Collect every line of the records below that contains the word "index".

Data shown.
"""

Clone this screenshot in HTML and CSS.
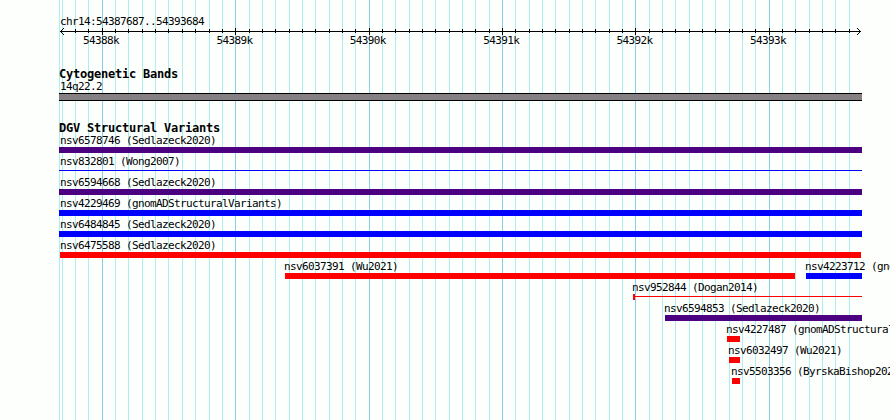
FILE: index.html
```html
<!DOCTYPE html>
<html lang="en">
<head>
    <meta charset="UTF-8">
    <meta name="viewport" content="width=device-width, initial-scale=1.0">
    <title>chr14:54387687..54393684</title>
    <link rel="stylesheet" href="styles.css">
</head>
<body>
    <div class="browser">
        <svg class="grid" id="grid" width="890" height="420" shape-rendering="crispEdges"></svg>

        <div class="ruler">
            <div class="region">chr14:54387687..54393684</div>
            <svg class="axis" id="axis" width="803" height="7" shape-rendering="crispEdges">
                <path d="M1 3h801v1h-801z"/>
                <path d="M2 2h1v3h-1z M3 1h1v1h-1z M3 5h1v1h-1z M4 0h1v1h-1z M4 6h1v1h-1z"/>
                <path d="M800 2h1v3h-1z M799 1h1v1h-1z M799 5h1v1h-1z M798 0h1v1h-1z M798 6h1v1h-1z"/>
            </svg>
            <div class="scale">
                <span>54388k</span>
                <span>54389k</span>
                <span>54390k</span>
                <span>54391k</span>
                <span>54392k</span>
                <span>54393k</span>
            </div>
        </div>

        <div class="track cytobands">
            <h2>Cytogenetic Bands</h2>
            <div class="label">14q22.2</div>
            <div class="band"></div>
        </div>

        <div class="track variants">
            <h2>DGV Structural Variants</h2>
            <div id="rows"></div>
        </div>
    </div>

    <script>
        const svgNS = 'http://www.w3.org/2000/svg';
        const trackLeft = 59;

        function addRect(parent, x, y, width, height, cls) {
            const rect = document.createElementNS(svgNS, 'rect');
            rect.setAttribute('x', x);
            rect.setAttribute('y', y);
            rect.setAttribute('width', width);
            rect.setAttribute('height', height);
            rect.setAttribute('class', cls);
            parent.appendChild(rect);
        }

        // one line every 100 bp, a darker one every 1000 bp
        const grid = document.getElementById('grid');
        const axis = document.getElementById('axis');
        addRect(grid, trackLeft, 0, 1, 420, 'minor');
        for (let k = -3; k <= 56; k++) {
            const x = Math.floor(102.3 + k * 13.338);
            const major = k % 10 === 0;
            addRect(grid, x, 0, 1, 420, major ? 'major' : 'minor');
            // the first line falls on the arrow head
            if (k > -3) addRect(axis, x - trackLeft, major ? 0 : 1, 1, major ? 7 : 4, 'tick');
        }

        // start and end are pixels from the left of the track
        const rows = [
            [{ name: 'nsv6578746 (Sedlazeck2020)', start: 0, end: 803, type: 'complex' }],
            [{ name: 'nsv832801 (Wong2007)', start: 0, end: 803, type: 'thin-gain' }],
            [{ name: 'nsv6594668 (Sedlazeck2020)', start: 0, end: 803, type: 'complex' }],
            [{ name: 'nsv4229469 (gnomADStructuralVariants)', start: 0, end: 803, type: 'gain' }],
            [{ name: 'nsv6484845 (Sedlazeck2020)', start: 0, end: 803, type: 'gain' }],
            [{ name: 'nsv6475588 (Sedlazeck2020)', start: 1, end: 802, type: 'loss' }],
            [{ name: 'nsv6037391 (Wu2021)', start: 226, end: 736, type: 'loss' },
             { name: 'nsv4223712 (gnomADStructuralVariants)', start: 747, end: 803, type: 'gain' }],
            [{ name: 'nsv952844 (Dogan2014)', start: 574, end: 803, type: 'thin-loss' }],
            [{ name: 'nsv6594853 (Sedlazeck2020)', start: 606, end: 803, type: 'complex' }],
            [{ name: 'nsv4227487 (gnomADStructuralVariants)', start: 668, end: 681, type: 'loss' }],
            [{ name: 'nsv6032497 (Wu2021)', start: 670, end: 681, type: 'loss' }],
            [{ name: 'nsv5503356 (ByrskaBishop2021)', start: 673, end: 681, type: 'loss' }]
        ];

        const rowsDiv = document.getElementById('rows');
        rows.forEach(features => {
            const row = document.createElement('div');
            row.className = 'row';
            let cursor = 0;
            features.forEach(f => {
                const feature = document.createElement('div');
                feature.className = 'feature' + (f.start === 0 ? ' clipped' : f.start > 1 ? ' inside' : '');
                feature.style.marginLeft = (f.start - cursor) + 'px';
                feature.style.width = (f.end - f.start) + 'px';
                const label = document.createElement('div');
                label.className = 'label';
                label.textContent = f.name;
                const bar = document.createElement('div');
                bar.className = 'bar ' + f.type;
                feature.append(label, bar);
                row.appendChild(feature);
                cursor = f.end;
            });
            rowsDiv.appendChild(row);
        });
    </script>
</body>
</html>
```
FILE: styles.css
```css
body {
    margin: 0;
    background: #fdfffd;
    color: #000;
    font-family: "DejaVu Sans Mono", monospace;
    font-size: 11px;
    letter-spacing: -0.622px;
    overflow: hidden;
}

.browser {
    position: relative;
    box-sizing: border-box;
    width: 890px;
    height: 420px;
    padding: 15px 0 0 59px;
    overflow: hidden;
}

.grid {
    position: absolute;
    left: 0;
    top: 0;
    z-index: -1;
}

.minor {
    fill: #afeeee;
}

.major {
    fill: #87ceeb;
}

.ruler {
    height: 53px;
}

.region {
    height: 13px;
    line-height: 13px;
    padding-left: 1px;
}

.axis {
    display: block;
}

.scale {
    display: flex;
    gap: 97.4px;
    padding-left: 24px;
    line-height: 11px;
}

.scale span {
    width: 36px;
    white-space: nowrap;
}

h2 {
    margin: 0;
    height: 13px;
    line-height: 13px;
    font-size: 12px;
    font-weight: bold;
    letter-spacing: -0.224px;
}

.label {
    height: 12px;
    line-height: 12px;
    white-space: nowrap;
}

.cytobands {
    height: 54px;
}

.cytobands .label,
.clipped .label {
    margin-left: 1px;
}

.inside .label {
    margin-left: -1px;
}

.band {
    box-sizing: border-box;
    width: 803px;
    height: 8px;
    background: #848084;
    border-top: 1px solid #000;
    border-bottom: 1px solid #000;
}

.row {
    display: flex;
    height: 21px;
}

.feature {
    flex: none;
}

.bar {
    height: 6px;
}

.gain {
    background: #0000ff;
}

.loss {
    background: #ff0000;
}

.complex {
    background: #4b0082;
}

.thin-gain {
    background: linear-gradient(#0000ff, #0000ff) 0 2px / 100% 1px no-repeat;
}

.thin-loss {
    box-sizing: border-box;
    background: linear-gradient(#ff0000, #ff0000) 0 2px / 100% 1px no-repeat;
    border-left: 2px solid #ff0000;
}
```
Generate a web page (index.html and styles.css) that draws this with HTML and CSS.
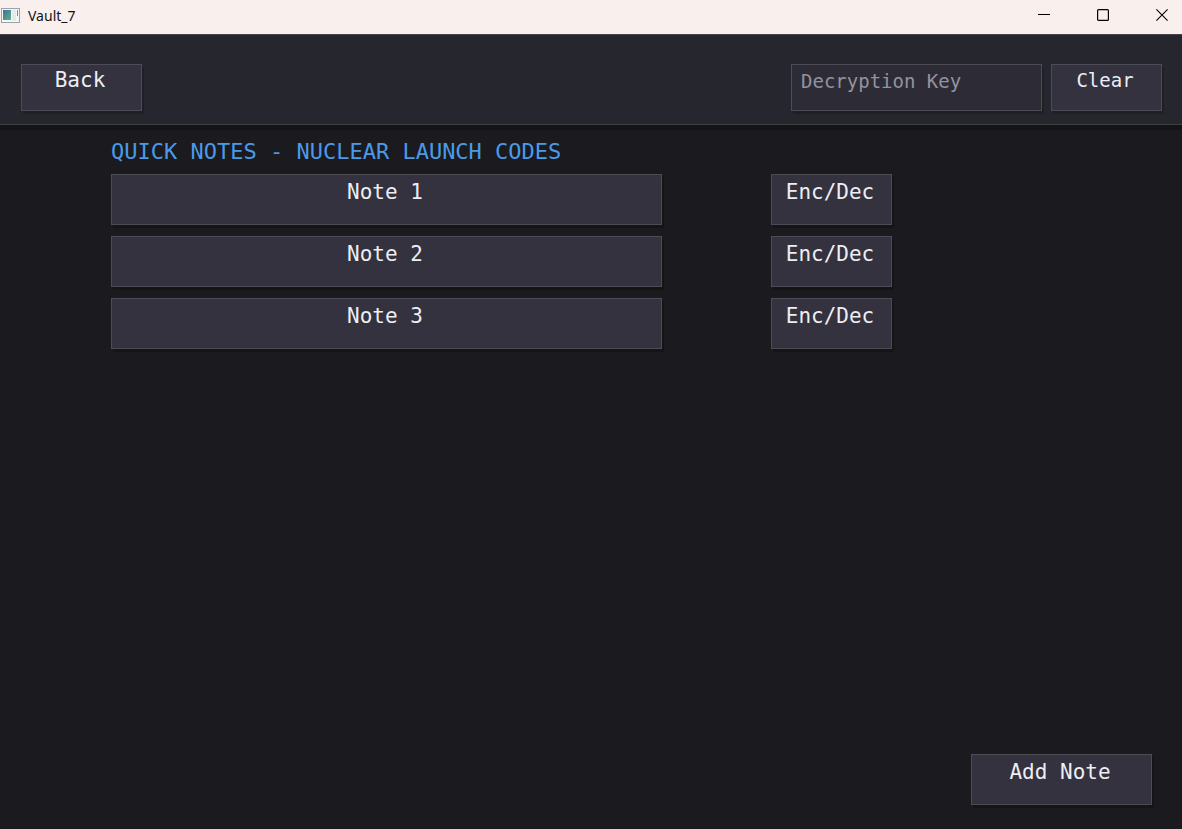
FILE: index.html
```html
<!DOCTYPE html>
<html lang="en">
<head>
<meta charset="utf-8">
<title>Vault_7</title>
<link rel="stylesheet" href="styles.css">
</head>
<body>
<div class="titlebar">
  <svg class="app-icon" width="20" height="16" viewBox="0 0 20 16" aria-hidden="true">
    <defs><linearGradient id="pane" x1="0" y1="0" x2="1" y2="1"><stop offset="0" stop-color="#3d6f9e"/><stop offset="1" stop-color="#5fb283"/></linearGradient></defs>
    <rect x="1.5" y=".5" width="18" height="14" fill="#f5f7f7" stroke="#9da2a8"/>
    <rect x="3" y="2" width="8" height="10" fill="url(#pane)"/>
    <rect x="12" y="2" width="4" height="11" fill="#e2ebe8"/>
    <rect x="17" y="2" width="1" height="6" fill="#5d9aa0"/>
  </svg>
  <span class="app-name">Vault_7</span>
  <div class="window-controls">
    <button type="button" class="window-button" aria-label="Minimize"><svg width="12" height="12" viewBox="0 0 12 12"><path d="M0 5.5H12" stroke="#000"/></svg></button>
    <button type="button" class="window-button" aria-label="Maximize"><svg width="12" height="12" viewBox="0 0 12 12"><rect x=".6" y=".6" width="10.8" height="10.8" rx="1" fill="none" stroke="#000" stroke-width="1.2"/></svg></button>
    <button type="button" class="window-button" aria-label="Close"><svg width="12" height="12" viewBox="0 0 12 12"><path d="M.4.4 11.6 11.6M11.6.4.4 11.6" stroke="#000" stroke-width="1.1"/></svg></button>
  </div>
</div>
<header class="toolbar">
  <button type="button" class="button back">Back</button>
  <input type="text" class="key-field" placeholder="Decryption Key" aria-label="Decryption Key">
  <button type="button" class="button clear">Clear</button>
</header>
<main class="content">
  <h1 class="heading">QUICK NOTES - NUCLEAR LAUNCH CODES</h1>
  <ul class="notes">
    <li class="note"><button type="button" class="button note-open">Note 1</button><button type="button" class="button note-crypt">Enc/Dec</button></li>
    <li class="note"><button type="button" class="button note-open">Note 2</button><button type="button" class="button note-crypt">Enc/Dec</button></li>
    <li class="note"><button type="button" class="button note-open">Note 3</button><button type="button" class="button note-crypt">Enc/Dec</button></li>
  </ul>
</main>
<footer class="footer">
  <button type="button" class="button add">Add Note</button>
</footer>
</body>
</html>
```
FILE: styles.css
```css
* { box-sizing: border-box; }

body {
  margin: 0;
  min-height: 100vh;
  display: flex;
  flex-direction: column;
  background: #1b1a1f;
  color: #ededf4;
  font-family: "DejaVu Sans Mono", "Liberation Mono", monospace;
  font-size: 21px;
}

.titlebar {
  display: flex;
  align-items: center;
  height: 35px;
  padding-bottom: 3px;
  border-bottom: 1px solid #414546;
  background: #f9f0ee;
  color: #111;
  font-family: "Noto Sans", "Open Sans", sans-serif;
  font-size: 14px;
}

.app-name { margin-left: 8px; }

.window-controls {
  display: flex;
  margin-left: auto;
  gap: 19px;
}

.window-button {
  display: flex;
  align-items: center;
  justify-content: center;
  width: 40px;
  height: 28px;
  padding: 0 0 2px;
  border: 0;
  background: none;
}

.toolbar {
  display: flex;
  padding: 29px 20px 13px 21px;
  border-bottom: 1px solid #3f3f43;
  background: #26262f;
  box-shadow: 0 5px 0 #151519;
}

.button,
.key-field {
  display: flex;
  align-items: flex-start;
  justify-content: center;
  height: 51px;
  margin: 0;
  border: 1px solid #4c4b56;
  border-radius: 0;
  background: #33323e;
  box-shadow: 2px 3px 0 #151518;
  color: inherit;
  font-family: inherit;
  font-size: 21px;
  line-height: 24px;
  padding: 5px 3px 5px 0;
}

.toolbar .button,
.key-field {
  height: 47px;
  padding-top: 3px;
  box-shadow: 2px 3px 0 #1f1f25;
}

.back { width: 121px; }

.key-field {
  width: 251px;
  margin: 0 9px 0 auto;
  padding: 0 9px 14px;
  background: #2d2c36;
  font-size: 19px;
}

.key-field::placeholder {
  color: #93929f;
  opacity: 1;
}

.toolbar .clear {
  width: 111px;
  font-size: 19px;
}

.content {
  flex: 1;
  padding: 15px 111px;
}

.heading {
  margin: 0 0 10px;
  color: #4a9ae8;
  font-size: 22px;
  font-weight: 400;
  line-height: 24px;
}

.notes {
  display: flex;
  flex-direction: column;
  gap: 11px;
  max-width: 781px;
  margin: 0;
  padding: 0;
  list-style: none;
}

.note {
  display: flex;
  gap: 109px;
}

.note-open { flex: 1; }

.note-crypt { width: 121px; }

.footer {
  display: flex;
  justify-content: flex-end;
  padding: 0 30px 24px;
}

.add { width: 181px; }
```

"""

Exercise solution.
FILE: index.html
    z-index: -1;
Generate a web page (index.html and styles.css) that draws this with HTML and CSS.
FILE: index.html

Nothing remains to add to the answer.